When Architect Chris Dyson and his wife Sarah first fell in love with the once grand 18th-century Spitalfields townhouse, it was little more than a derelict wreck. Formerly the home of an eminent London Physician in the 1700’s, the buildings gradual decline followed a chequered history. Turned into a maze of factory sweatshops during the 1930’s and suffering severe bomb damage during World War II, many of the homes original features had been tragically lost. Glorious sash windows had been replaced by steel frames, industrial brickwork had been covered under layers of render, and the architectural character all but smothered under years of neglect.
However despite the turmoil of the past, remarkably the building was still structurally sound, and so began the 17 year challenge of restoring this run down five storey Georgian town house back to its former glory.
Through dedication, savvy and sympathetic salvage yard finds and an innate understanding of the buildings architectural heritage, Chris and Sarah slowly but surely reclaimed their homes iconic Spitalfields identity.
The exterior render was stripped back to reveal the original Georgian brickwork, timber detailing replaced to create the period shopfront features, and a magnificent 8 foot high front door installed, perfecting the historic façade.
The classic high ceilings throughout the ground floor built to accommodate the original shop, now contain an airy sitting room bathed in light.

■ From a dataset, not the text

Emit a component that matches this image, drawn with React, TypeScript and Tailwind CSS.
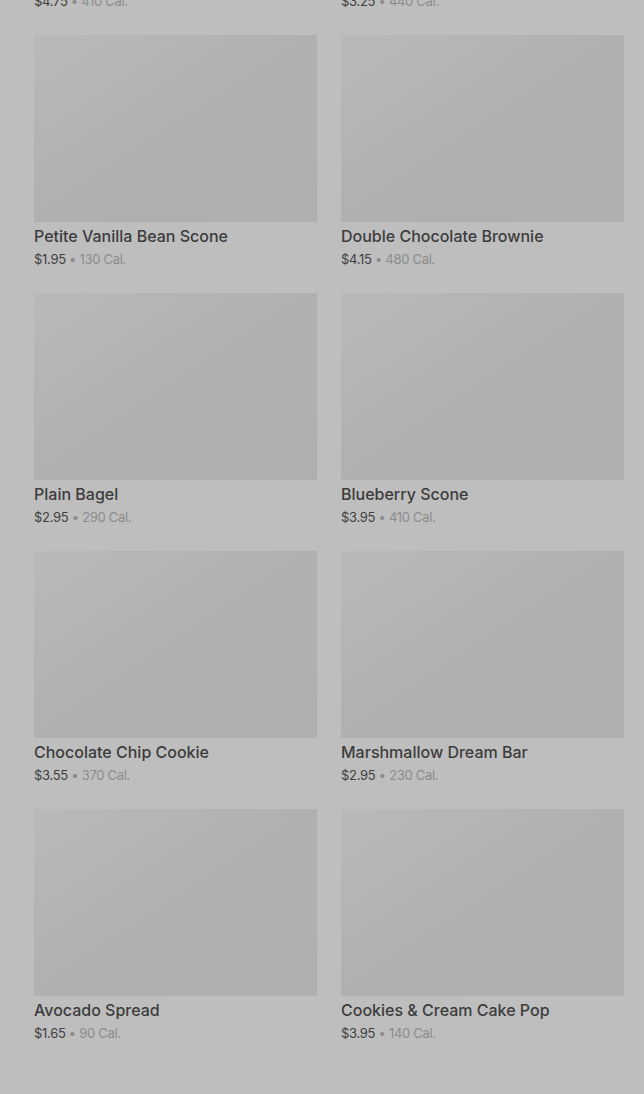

Dark painted woodwork highlights the reinstated classic sash windows and industrial detailing with an atmosphere of historic solemnity. A warm leather Chesterfield creates a stately impression softened by years of wear and a traditional antique writing bureau hints at an industrious past of business and ledgers. Soft, pale walls enhance the feeling of luxurious space throughout the interior, and minimalist details, in metals and raw wood throughout hint at the properties industrial heritage.
On the upper floors, Antique fisherman’s lamps illuminate a contemporary four poster bed, Georgian display niches fill the alcoves and wrought iron chandeliers hang above open fireplaces, beautiful in their pared back functional simplicity, whilst a bespoke mahogany staircase leads to the top floor master-suite. Bare wood floorboards and rough-luxe cabinets create a minimalist backdrop for the striking simple lines of the industrial styled bath. Handcrafted from pure copper, and hand finished using traditional artisan techniques to create the stunning rustic-luxe tin finish, the bath creates a subtle statement full of stately minimalism, and understated grandeur.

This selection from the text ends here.